Гиллиам наклонился вперед, словно не расслышав последних слов.
— Вы хотите сказать, что я описал будущее, которого быть не может? — спросил он.
— Да, именно это я и хочу вам сказать, и на это есть несколько причин, — ответил Уэллс с невозмутимым лицом. — Предположение о том, что механические игрушки, каким бы сложным устройством они ни обладали, могут оживать, абсолютно немыслимо, если не сказать абсурдно. Так же немыслимо, как и то, что в следующем веке может разразиться война в мировом масштабе. Этого никогда не произойдет.
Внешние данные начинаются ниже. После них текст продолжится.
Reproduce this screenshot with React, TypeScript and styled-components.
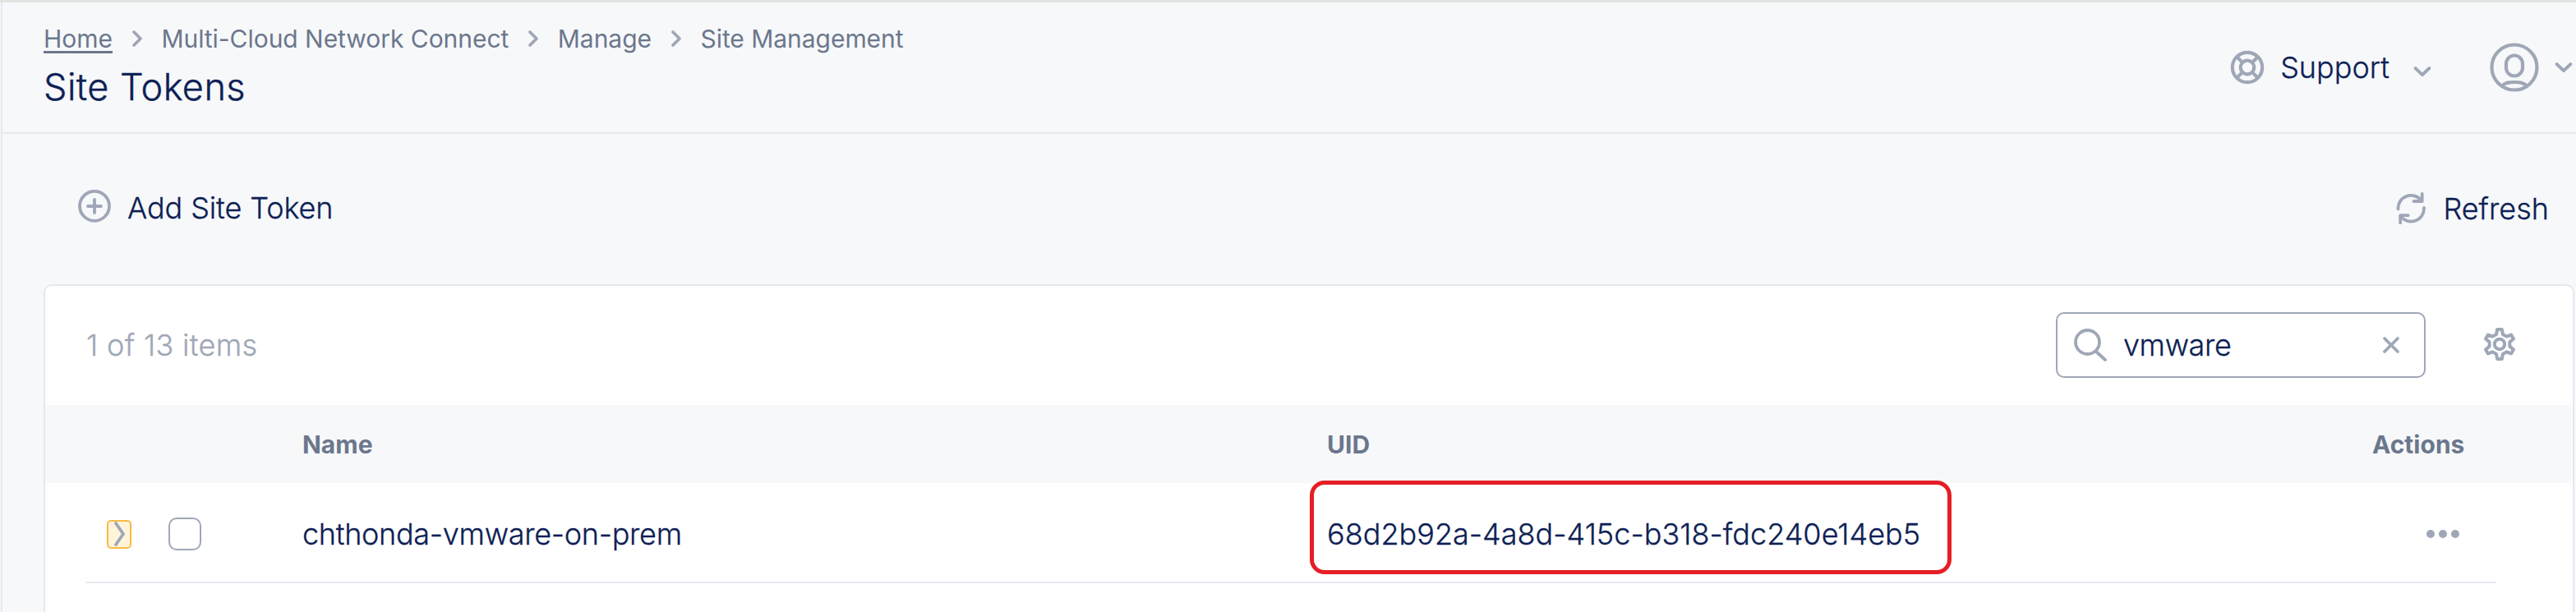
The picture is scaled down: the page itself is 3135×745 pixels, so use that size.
import React from "react";
import styled, { createGlobalStyle } from "styled-components";

const Global = createGlobalStyle`
  *, *::before, *::after { box-sizing: border-box; }
  html, body { margin: 0; padding: 0; background: #f7f8fa; }
  body { overflow: hidden; font-family: Inter, "Liberation Sans", sans-serif; color: #0e1f55; }
`;

const INK = "#0e1f55";
const SLATE = "#6b778c";
const GREY = "#9fa7b7";
const LINE = "#e5e8ef";

const Page = styled.div`
  width: 3135px;
  height: 745px;
  border-top: 3px solid #e1e3e1;
  background: #f7f8fa;
  padding-left: 1px;
  overflow: hidden;
`;

const Shell = styled.div`
  height: 742px;
  border-left: 2px solid ${LINE};
  display: flex;
  flex-direction: column;
`;

const Header = styled.header`
  height: 160px;
  flex: none;
  border-bottom: 2px solid ${LINE};
  display: flex;
  justify-content: space-between;
`;

const Heading = styled.div`
  padding: 26px 0 0 50px;
  display: flex;
  flex-direction: column;
`;

const Crumbs = styled.nav`
  display: flex;
  align-items: center;
  height: 36px;
`;

const Text = styled.span<{ $track?: number; $top?: number; $left?: number; $muted?: boolean }>`
  font-size: 36px;
  font-weight: 300;
  -webkit-text-stroke: 0.3px currentColor;
  line-height: 36px;
  letter-spacing: ${(p) => p.$track ?? 0}px;
  margin-top: ${(p) => p.$top ?? 0}px;
  margin-left: ${(p) => p.$left ?? 0}px;
  color: ${(p) => (p.$muted ? GREY : INK)};
  white-space: nowrap;
`;

const Crumb = styled.span`
  font-size: 30px;
  font-weight: 400;
  line-height: 36px;
  letter-spacing: -0.04px;
  color: ${SLATE};
  white-space: nowrap;
`;

const HomeLink = styled(Crumb)`
  height: 36px;
  border-bottom: 3px solid ${SLATE};
`;

const ColumnTitle = styled.span`
  font-size: 30px;
  font-weight: 700;
  line-height: 36px;
  color: ${SLATE};
  padding-top: 1px;
`;

const CrumbArrow = styled.svg`
  width: 14px;
  height: 22px;
  margin: 0 22.5px 0 23px;
  flex: none;
`;

const Title = styled.h1`
  margin: 14px 0 0;
  font-size: 45px;
  line-height: 54px;
  font-weight: 300;
  -webkit-text-stroke: 0.4px currentColor;
  letter-spacing: 0.45px;
  color: ${INK};
`;

const UserTools = styled.div`
  display: flex;
  align-items: center;
  height: 158px;
  padding-right: 3px;
`;

const Glyph = styled.svg<{ $w: number; $h?: number; $l?: number; $t?: number }>`
  display: block;
  flex: none;
  width: ${(p) => p.$w}px;
  height: ${(p) => p.$h ?? p.$w}px;
  margin-left: ${(p) => p.$l ?? 0}px;
  margin-top: ${(p) => p.$t ?? 0}px;
  fill: none;
  stroke: ${GREY};
  stroke-linecap: round;
  stroke-linejoin: round;
`;

const Toolbar = styled.div`
  height: 183px;
  flex: none;
  padding: 68px 33px 0 92px;
  display: flex;
  justify-content: space-between;
  align-items: flex-start;
`;

const Action = styled.div<{ $top?: number }>`
  display: flex;
  align-items: flex-start;
  padding-top: ${(p) => p.$top ?? 0}px;
`;

const Card = styled.section`
  flex: 1;
  margin: 0 2px 0 50px;
  border: 2px solid ${LINE};
  border-bottom: 0;
  border-radius: 10px 10px 0 0;
  background: #fff;
`;

const CardBar = styled.div`
  height: 145px;
  padding: 0 69px 1px 50px;
  display: flex;
  align-items: center;
  justify-content: space-between;
`;

const Tools = styled.div`
  display: flex;
  align-items: center;
`;

const SearchBox = styled.div`
  width: 450px;
  height: 80px;
  border: 2px solid ${GREY};
  border-radius: 10px;
  display: flex;
  align-items: center;
  padding: 0 29px 0 20px;
`;

const SearchValue = styled(Text)`
  flex: 1;
`;

const HeadRow = styled.div`
  height: 95px;
  margin-right: 1px;
  background: #f7f8fa;
  display: grid;
  grid-template-columns: 313px 1247px 1fr 243px;
  align-items: center;
`;

const BodyRow = styled.div`
  height: 122px;
  margin: 0 93px 0 50px;
  padding-top: 4px;
  border-bottom: 2px solid ${LINE};
  display: grid;
  grid-template-columns: 263px 1247px 1fr 85px;
  align-items: center;
`;

const Controls = styled.div`
  display: flex;
  align-items: center;
  gap: 45px;
  padding-left: 25px;
`;

const Expander = styled.div`
  width: 30px;
  height: 35px;
  border: 2.5px solid #f7bb47;
  border-radius: 5px;
  background: #fff4d8;
  display: flex;
  align-items: center;
  justify-content: center;
`;

const Checkbox = styled.div`
  width: 40px;
  height: 40px;
  border: 2px solid ${GREY};
  border-radius: 10px;
  background: #fff;
`;

const UidCell = styled.div`
  position: relative;
  display: flex;
`;

const Highlight = styled.div`
  position: absolute;
  left: -21px;
  top: -47px;
  width: 781px;
  height: 114px;
  border: 5px solid #e51e25;
  border-radius: 18px;
`;

const Dots = styled(Glyph)`
  fill: ${GREY};
  stroke: none;
`;

const CrumbSeparator = () => (
  <CrumbArrow viewBox="0 0 14 22" fill="none" stroke={GREY} strokeWidth="3.8" strokeLinecap="round" strokeLinejoin="round">
    <path d="M3 3l8 8-8 8" />
  </CrumbArrow>
);

const ChevronDown = ({ left, top }: { left: number; top?: number }) => (
  <Glyph $w={24} $h={16} $l={left} $t={top} viewBox="0 0 24 16" strokeWidth="3.8">
    <path d="M3.5 4l8.5 8 8.5-8" />
  </Glyph>
);

/* Six-toothed gear outline around (20, 20). */
const gearOutline = Array.from({ length: 6 }, (_, i) => {
  const a = (i * Math.PI) / 3;
  return [[-3.9, -12], [-2.9, -17.9], [2.9, -17.9], [3.9, -12]].map(([x, y]) => {
    const px = 20 + x * Math.cos(a) - y * Math.sin(a);
    const py = 20 + x * Math.sin(a) + y * Math.cos(a);
    return `${px.toFixed(2)},${py.toFixed(2)}`;
  });
})
  .flat()
  .join(" ");

export default function App() {
  return (
    <>
      <Global />
      <Page>
        <Shell>
          <Header>
            <Heading>
              <Crumbs>
                <HomeLink>Home</HomeLink>
                <CrumbSeparator />
                <Crumb>Multi-Cloud Network Connect</Crumb>
                <CrumbSeparator />
                <Crumb>Manage</Crumb>
                <CrumbSeparator />
                <Crumb>Site Management</Crumb>
              </Crumbs>
              <Title>Site Tokens</Title>
            </Heading>
            <UserTools>
              <Glyph $w={42} viewBox="0 0 42 42" strokeWidth="4.2">
                <circle cx="21" cy="21" r="18.2" />
                <circle cx="21" cy="21" r="8.3" />
                <path d="M8.5 8.5l6.5 6.5M33.5 8.5l-6.5 6.5M8.5 33.5l6.5-6.5M33.5 33.5l-6.5-6.5" />
              </Glyph>
              <Text $left={19}>Support</Text>
              <ChevronDown left={28} top={9} />
              <Glyph $w={60} $l={70} viewBox="0 0 60 60" strokeWidth="4.2">
                <circle cx="30" cy="30" r="27.5" />
                <rect x="20" y="15.5" width="20" height="25" rx="10" />
                <path d="M15 52.5c4-4.5 10-4.5 15-4.5s11 0 15 4.5" />
              </Glyph>
              <ChevronDown left={18} />
            </UserTools>
          </Header>

          <Toolbar>
            <Action>
              <Glyph $w={40} viewBox="0 0 40 40" strokeWidth="3.8">
                <circle cx="20" cy="19.8" r="18" />
                <path d="M20 12v16M12 20h16" />
              </Glyph>
              <Text $left={20} $top={4} $track={-0.1}>Add Site Token</Text>
            </Action>
            <Action $top={2}>
              <Glyph $w={40} viewBox="0 0 40 40" strokeWidth="3.8">
                <path d="M4.5 21.5A15.7 15.7 0 0 1 33 11.5M33.7 2.8v9.2h-10.2M36 20A15.7 15.7 0 0 1 7.2 29.5M16.7 29.2h-9.500v9" />
              </Glyph>
              <Text $left={19} $top={3}>Refresh</Text>
            </Action>
          </Toolbar>

          <Card>
            <CardBar>
              <Text $muted $track={0.35}>1 of 13 items</Text>
              <Tools>
                <SearchBox>
                  <Glyph $w={40} viewBox="0 0 40 40" strokeWidth="3.8">
                    <circle cx="16.5" cy="16.5" r="14.5" />
                    <path d="M27 28l11 10" />
                  </Glyph>
                  <SearchValue $left={20} $track={-0.4}>vmware</SearchValue>
                  <Glyph $w={22} viewBox="0 0 22 22" strokeWidth="3.8">
                    <path d="M3 3l16 16M19 3L3 19" />
                  </Glyph>
                </SearchBox>
                <Glyph $w={40} $l={70} $t={-2} viewBox="0 0 40 40" strokeWidth="4">
                  <circle cx="20" cy="20" r="6.2" />
                  <polygon points={gearOutline} />
                </Glyph>
              </Tools>
            </CardBar>
            <HeadRow>
              <span />
              <ColumnTitle>Name</ColumnTitle>
              <ColumnTitle>UID</ColumnTitle>
              <ColumnTitle>Actions</ColumnTitle>
            </HeadRow>
            <BodyRow>
              <Controls>
                <Expander>
                  <Glyph $w={14} $h={30} viewBox="0 0 14 30" strokeWidth="3.8">
                    <path d="M3 2l9 13-9 13" />
                  </Glyph>
                </Expander>
                <Checkbox />
              </Controls>
              <Text $track={-0.3}>chthonda-vmware-on-prem</Text>
              <UidCell>
                <Text $track={0.02}>68d2b92a-4a8d-415c-b318-fdc240e14eb5</Text>
                <Highlight />
              </UidCell>
              <Dots $w={40} $h={12} viewBox="0 0 40 12">
                <circle cx="5" cy="6" r="5" />
                <circle cx="20" cy="6" r="5" />
                <circle cx="35" cy="6" r="5" />
              </Dots>
            </BodyRow>
          </Card>
        </Shell>
      </Page>
    </>
  );
}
Я уж не говорю о других деталях, как, к примеру, то, что в двухтысячном году люди все еще будут использовать масляные лампы, а ведь не надо быть гением, чтобы понять: достаточно скоро электричество распространится по всему миру — это только вопрос времени. Фантазия тоже должна быть основана на здравомыслии и логике, мистер Мюррей. Позвольте мне привести в качестве примера мой собственный роман. Для того чтобы рассказать, какой будет жизнь в 802 701 году, я всего лишь мыслил логически. Деление человечества на классы приводит к появлению двух антагонистических рас: элои исповедуют гедонизм, погибая от собственной беспечности, а морлоки — монстры, обитающие под землей, — служат иллюстрацией того, во что в конце концов может развиться наше жестокое капиталистическое общество. Точно так же и катастрофа, которая постигнет нашу планету, какой бы чудовищной она ни казалась, является всего лишь исполнением тех мрачных предсказаний астрономов и геологов, которыми наполнены сегодняшние газеты. Вот что такое размышления о будущем, мистер Мюррей. Никто не может сказать, что мои фантазии о 802 701 годе ни на чем не основаны. Разумеется, все может быть совсем иначе; в конце концов, сейчас мы с вами не можем предвидеть множества факторов, которые, несомненно, повлияют на будущее, но никто не рискнет утверждать, что мои предсказания немыслимы. Ваша теория, напротив, рассыпается как карточный домик.